To the Editor:

A major obstacle of stem cell therapy is the risk of tumor development, a challenge addressed by Jandial and Snyder in a recent 'Bedside to Bench' article1. The writers examine our previous publication2, which describes a donor-derived brain tumor in a patient treated by experimental injection of neural stem cells; we believe their assessment underestimates the potential risks of stem cell therapy.

Jandial and Snyder question whether neural stem cells (NSCs) are at the origin of the tumor that developed1. The protocol used, similar to protocols in use at the time of treatment, is based on mitogenic growth factors and is designed to expand NSCs. Among the cultured and expanded cells given to the patient, NSCs were no doubt present, as evidenced by the documented continuous growth of the donor-derived tumors in the vicinity of the injection sites. We proved in our study by several complementary methods that the mass was composed mainly of donor-derived cells2. Even if NSCs constituted a minor fraction of the transplant, this fraction was sufficient to give rise to a tumor.

The tumor resected from our patient was diagnosed as a glioneural tumor by experienced neuropathologists. Glia and neurons, the two principal cell types comprising the central nervous system, were both represented in the tumor, and, unlike spontaneous glioneural tumors, the glial element of the subject's neoplasm was bitypic, including not only astrocytes but also ependymal cells. The cellular composition of the glioneural tumor in this case therefore strongly supports its origin from NSCs.

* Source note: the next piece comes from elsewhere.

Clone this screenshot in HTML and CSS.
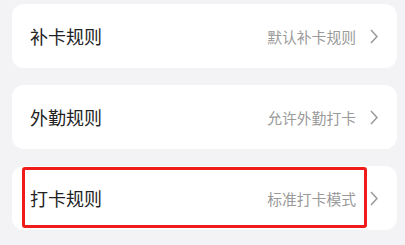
FILE: index.html
```html
<!DOCTYPE html>
<html lang="zh-CN">
<head>
    <meta charset="UTF-8">
    <meta name="viewport" content="width=device-width, initial-scale=1.0">
    <title>考勤规则</title>
    <link rel="stylesheet" href="styles.css">
</head>
<body>
    <div class="rule-list">
        <div class="rule-item">
            <span class="rule-title">补卡规则</span>
            <span class="rule-value">默认补卡规则</span>
            <svg class="chevron" viewBox="0 0 8 15"><path d="M1 1 L7 7.5 L1 14"/></svg>
        </div>
        <div class="rule-item">
            <span class="rule-title">外勤规则</span>
            <span class="rule-value">允许外勤打卡</span>
            <svg class="chevron" viewBox="0 0 8 15"><path d="M1 1 L7 7.5 L1 14"/></svg>
        </div>
        <div class="rule-item">
            <span class="rule-title">打卡规则</span>
            <span class="rule-value">标准打卡模式</span>
            <svg class="chevron" viewBox="0 0 8 15"><path d="M1 1 L7 7.5 L1 14"/></svg>
            <div class="highlight"></div>
        </div>
    </div>
</body>
</html>
```

FILE: styles.css
```css
body {
    margin: 0;
    background-color: #f3f3f5;
    font-family: "Noto Sans CJK SC", "Noto Sans", sans-serif;
}
.rule-list {
    display: flex;
    flex-direction: column;
    gap: 17px;
    padding: 4px 8px 0 12px;
}
.rule-item {
    position: relative;
    display: flex;
    align-items: center;
    height: 64px;
    padding: 0 19px 0 18px;
    background: #fff;
    border-radius: 12px;
}
.rule-title {
    flex: 1;
    font-size: 18px;
    font-weight: 400;
    color: #222;
}
.rule-value {
    font-size: 14.8px;
    color: #9a9a9a;
    margin-right: 14px;
}
.chevron {
    width: 8px;
    height: 15px;
    fill: none;
    stroke: #999;
    stroke-width: 1.5;
}
.highlight {
    position: absolute;
    left: 10px;
    top: 1px;
    width: 345px;
    height: 61px;
    box-sizing: border-box;
    border: 3px solid #f01c1c;
    border-radius: 3px;
}
```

In agreement with our findings, Keene et al.3 recently described a donor-derived tumor, arising in a patient transplanted with intrastriatal human fetal cells, with properties similar to the one we described and to the one described by Snyder and Jandial and their colleagues in Vancouver1. The glioneural tumors from all of these patients are equivalent to the teratomas that develop from pluripotent stem cells.

Although we agree with the need for the use of very pure cell populations in future studies, improved characterization by itself will not eliminate the potential for transplanted cells to give rise to tumors.